WEST VIRGINIA.

(Map [5].)

1. Stewartstown, Monongalia County.—Dr. G. F. Wright, in his “Ice Age in Northern America,” fifth edition, page 378, wrote that Dr. I. C. White had reported (Amer. Jour. Sci., ser. 3, vol. XXXIV, pp. 378–379) the finding of a tooth of a mastodon at this place; but in the article quoted nothing is said about a mastodon. Evidently White published this article elsewhere.

The tooth is said to have been dug up on the fifth and highest terrace along Monongahela River. In White’s article, page 378, it is stated that in the region of Morgantown the high-terrace deposits are about 275 feet above low-water in the Monongahela and 1,065 feet above tide. It is probable that the mastodon lived there during the early Pleistocene.

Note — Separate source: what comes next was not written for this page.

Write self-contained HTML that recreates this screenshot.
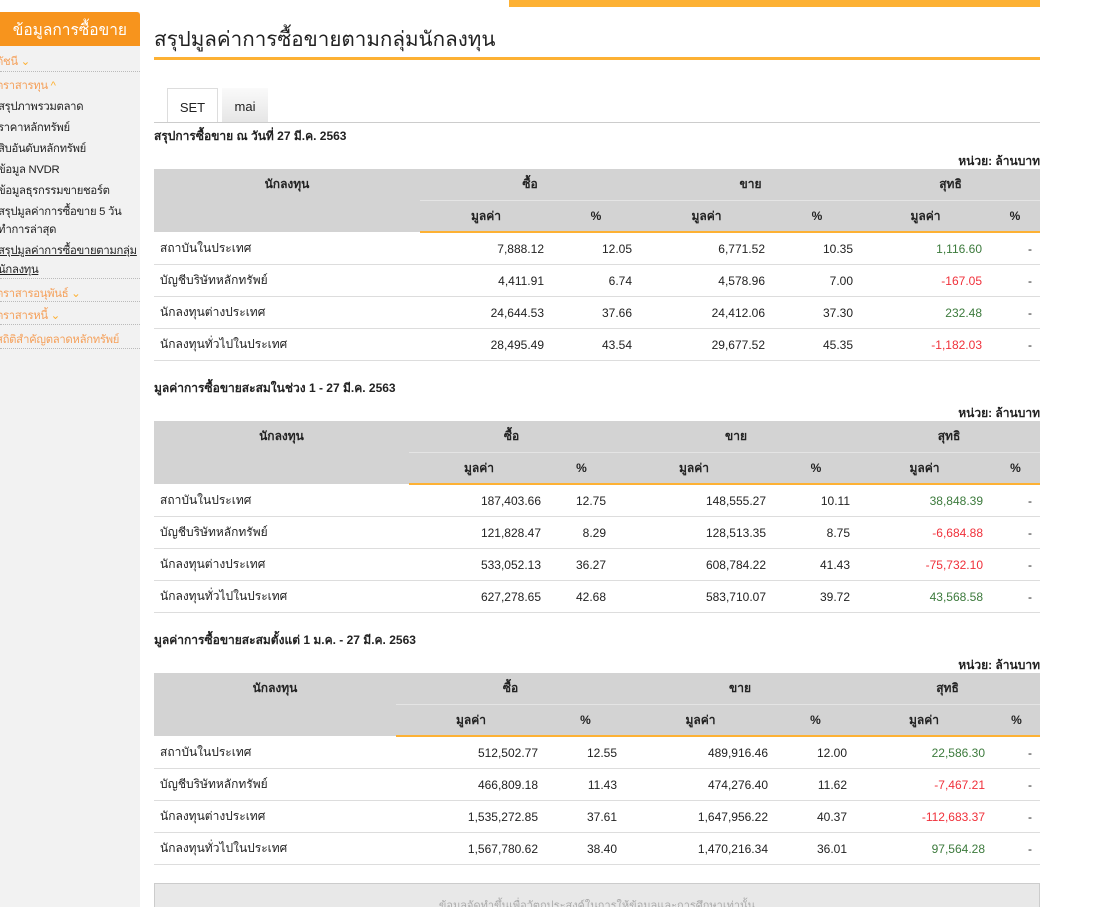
<!DOCTYPE html>
<html style="overflow:hidden"><head><meta charset="utf-8">
<style>
html,body{overflow:hidden}
body{margin:0;width:1100px;height:907px;background:#fff;font-family:"Liberation Sans","Noto Sans CJK SC",sans-serif;font-size:12px;color:#222;position:relative}
.topbar{position:absolute;left:509px;top:0;width:531px;height:7px;background:#fdb134}
.side{position:absolute;left:0;top:12px;width:140px;height:895px;background:#f2f2f2}
.sidehead{position:absolute;left:0;top:12px;width:140px;height:34px;background:#f7941d;border-radius:0 3px 0 0;color:#fff;font-size:15.5px;line-height:38px}
.sidehead span{position:absolute;right:13px;top:0}
.si{position:absolute;left:-2px;font-size:11.3px;letter-spacing:-0.3px;white-space:nowrap}
.or{color:#f5a05a}
.sep{position:absolute;left:0;width:140px;border-top:1px dotted #bbb}
.title{position:absolute;left:154px;top:23px;font-size:20.6px;color:#222}
.tline{position:absolute;left:154px;top:57px;width:886px;height:3px;background:#fdb134}
.tab{position:absolute;top:88px;height:34px;font-size:13px;line-height:38px;text-align:center}
.tabline{position:absolute;left:154px;top:122px;width:886px;border-top:1px solid #ccc}
.cap{position:absolute;left:154px;font-weight:bold;font-size:12px}
.unit{position:absolute;right:60px;font-weight:bold;font-size:12px}
table{position:absolute;left:154px;border-collapse:collapse;width:886px;font-size:12px}
th{background:#d3d3d3;font-weight:bold;height:31px;padding:0;text-align:center;color:#222}
tr.h2 th{border-bottom:2px solid #fdb134;height:30px}
tr.h2 th.e{border-bottom:none}
tr.h1 th.gb{border-bottom:1px solid #e4e4e4}
td{height:31px;border-bottom:1px solid #ddd;padding:0 8px;text-align:right}
td:first-child{text-align:left;padding-left:6px}
td:last-child{padding-right:8px}
.r{color:#f0303a}.g{color:#3c7a3c}
.foot{position:absolute;left:154px;top:883px;width:884px;height:40px;background:#e8e8e8;border:1px solid #ccc;text-align:center;color:#aaa;font-size:11px;line-height:44px}
</style></head><body>
<div class="topbar"></div>
<div class="side"></div>
<div class="sidehead"><span>ข้อมูลการซื้อขาย</span></div>
<div class="si or" style="top:52px;left:-4px">ดัชนี <span style="color:#fdb134">⌄</span></div>
<div class="sep" style="top:71px"></div>
<div class="si or" style="top:76px;left:-4px">ตราสารทุน <span style="color:#fdb134">^</span></div>
<div class="si" style="top:97px">สรุปภาพรวมตลาด</div>
<div class="si" style="top:118px">ราคาหลักทรัพย์</div>
<div class="si" style="top:139px">สิบอันดับหลักทรัพย์</div>
<div class="si" style="top:160px">ข้อมูล NVDR</div>
<div class="si" style="top:181px">ข้อมูลธุรกรรมขายชอร์ต</div>
<div class="si" style="top:202px">สรุปมูลค่าการซื้อขาย 5 วัน</div>
<div class="si" style="top:220px">ทำการล่าสุด</div>
<div class="si" style="top:241px;text-decoration:underline">สรุปมูลค่าการซื้อขายตามกลุ่ม</div>
<div class="si" style="top:260px;text-decoration:underline">นักลงทุน</div>
<div class="sep" style="top:278px"></div>
<div class="si or" style="top:284px;left:-4px">ตราสารอนุพันธ์ <span style="color:#fdb134">⌄</span></div>
<div class="sep" style="top:301px"></div>
<div class="si or" style="top:306px;left:-4px">ตราสารหนี้ <span style="color:#fdb134">⌄</span></div>
<div class="sep" style="top:324px"></div>
<div class="si or" style="top:330px;left:-4px">สถิติสำคัญตลาดหลักทรัพย์</div>
<div class="sep" style="top:348px"></div>

<div class="title">สรุปมูลค่าการซื้อขายตามกลุ่มนักลงทุน</div>
<div class="tline"></div>
<div class="tab" style="left:167px;width:49px;border:1px solid #ddd;border-bottom:none;background:#fff">SET</div>
<div class="tab" style="left:222px;width:46px;background:linear-gradient(#fafafa,#e6e6e6)">mai</div>
<div class="tabline"></div>

<div class="cap" style="top:127px">สรุปการซื้อขาย ณ วันที่ 27 มี.ค. 2563</div>
<div class="unit" style="top:152px">หน่วย: ล้านบาท</div>
<table style="top:169px">
<colgroup><col style="width:266px"><col style="width:132px"><col style="width:88px"><col style="width:133px"><col style="width:88px"><col style="width:129px"><col style="width:50px"></colgroup>
<tr class="h1"><th>นักลงทุน</th><th colspan="2" class="gb">ซื้อ</th><th colspan="2" class="gb">ขาย</th><th colspan="2" class="gb">สุทธิ</th></tr>
<tr class="h2"><th class="e"></th><th>มูลค่า</th><th>%</th><th>มูลค่า</th><th>%</th><th>มูลค่า</th><th>%</th></tr>
<tr><td>สถาบันในประเทศ</td><td>7,888.12</td><td>12.05</td><td>6,771.52</td><td>10.35</td><td class="g">1,116.60</td><td>-</td></tr>
<tr><td>บัญชีบริษัทหลักทรัพย์</td><td>4,411.91</td><td>6.74</td><td>4,578.96</td><td>7.00</td><td class="r">-167.05</td><td>-</td></tr>
<tr><td>นักลงทุนต่างประเทศ</td><td>24,644.53</td><td>37.66</td><td>24,412.06</td><td>37.30</td><td class="g">232.48</td><td>-</td></tr>
<tr><td>นักลงทุนทั่วไปในประเทศ</td><td>28,495.49</td><td>43.54</td><td>29,677.52</td><td>45.35</td><td class="r">-1,182.03</td><td>-</td></tr>
</table>

<div class="cap" style="top:379px">มูลค่าการซื้อขายสะสมในช่วง 1 - 27 มี.ค. 2563</div>
<div class="unit" style="top:404px">หน่วย: ล้านบาท</div>
<table style="top:421px">
<colgroup><col style="width:255px"><col style="width:140px"><col style="width:65px"><col style="width:160px"><col style="width:84px"><col style="width:133px"><col style="width:49px"></colgroup>
<tr class="h1"><th>นักลงทุน</th><th colspan="2" class="gb">ซื้อ</th><th colspan="2" class="gb">ขาย</th><th colspan="2" class="gb">สุทธิ</th></tr>
<tr class="h2"><th class="e"></th><th>มูลค่า</th><th>%</th><th>มูลค่า</th><th>%</th><th>มูลค่า</th><th>%</th></tr>
<tr><td>สถาบันในประเทศ</td><td>187,403.66</td><td>12.75</td><td>148,555.27</td><td>10.11</td><td class="g">38,848.39</td><td>-</td></tr>
<tr><td>บัญชีบริษัทหลักทรัพย์</td><td>121,828.47</td><td>8.29</td><td>128,513.35</td><td>8.75</td><td class="r">-6,684.88</td><td>-</td></tr>
<tr><td>นักลงทุนต่างประเทศ</td><td>533,052.13</td><td>36.27</td><td>608,784.22</td><td>41.43</td><td class="r">-75,732.10</td><td>-</td></tr>
<tr><td>นักลงทุนทั่วไปในประเทศ</td><td>627,278.65</td><td>42.68</td><td>583,710.07</td><td>39.72</td><td class="g">43,568.58</td><td>-</td></tr>
</table>

<div class="cap" style="top:631px">มูลค่าการซื้อขายสะสมตั้งแต่ 1 ม.ค. - 27 มี.ค. 2563</div>
<div class="unit" style="top:656px">หน่วย: ล้านบาท</div>
<table style="top:673px">
<colgroup><col style="width:242px"><col style="width:150px"><col style="width:79px"><col style="width:151px"><col style="width:79px"><col style="width:138px"><col style="width:47px"></colgroup>
<tr class="h1"><th>นักลงทุน</th><th colspan="2" class="gb">ซื้อ</th><th colspan="2" class="gb">ขาย</th><th colspan="2" class="gb">สุทธิ</th></tr>
<tr class="h2"><th class="e"></th><th>มูลค่า</th><th>%</th><th>มูลค่า</th><th>%</th><th>มูลค่า</th><th>%</th></tr>
<tr><td>สถาบันในประเทศ</td><td>512,502.77</td><td>12.55</td><td>489,916.46</td><td>12.00</td><td class="g">22,586.30</td><td>-</td></tr>
<tr><td>บัญชีบริษัทหลักทรัพย์</td><td>466,809.18</td><td>11.43</td><td>474,276.40</td><td>11.62</td><td class="r">-7,467.21</td><td>-</td></tr>
<tr><td>นักลงทุนต่างประเทศ</td><td>1,535,272.85</td><td>37.61</td><td>1,647,956.22</td><td>40.37</td><td class="r">-112,683.37</td><td>-</td></tr>
<tr><td>นักลงทุนทั่วไปในประเทศ</td><td>1,567,780.62</td><td>38.40</td><td>1,470,216.34</td><td>36.01</td><td class="g">97,564.28</td><td>-</td></tr>
</table>

<div class="foot">ข้อมูลจัดทำขึ้นเพื่อวัตถุประสงค์ในการให้ข้อมูลและการศึกษาเท่านั้น</div>
</body></html>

2. Parkersburg, Wood County.—In 1902 the present writer received from Mr. J. W. Miller, of the High School of Williamstown, West Virginia, a letter inclosing photographs of a mastodon tooth, found on Neal Island, 3 miles above Parkersburg. The tooth appears to be the upper left second molar and is furnished with all of its roots. The writer does not know under what conditions the tooth was found. Its perfect state of preservation shows that it could not have been carried far by the stream. For a discussion of the Pleistocene of some parts of West Virginia the reader may consult the paragraphs on pages [354][355].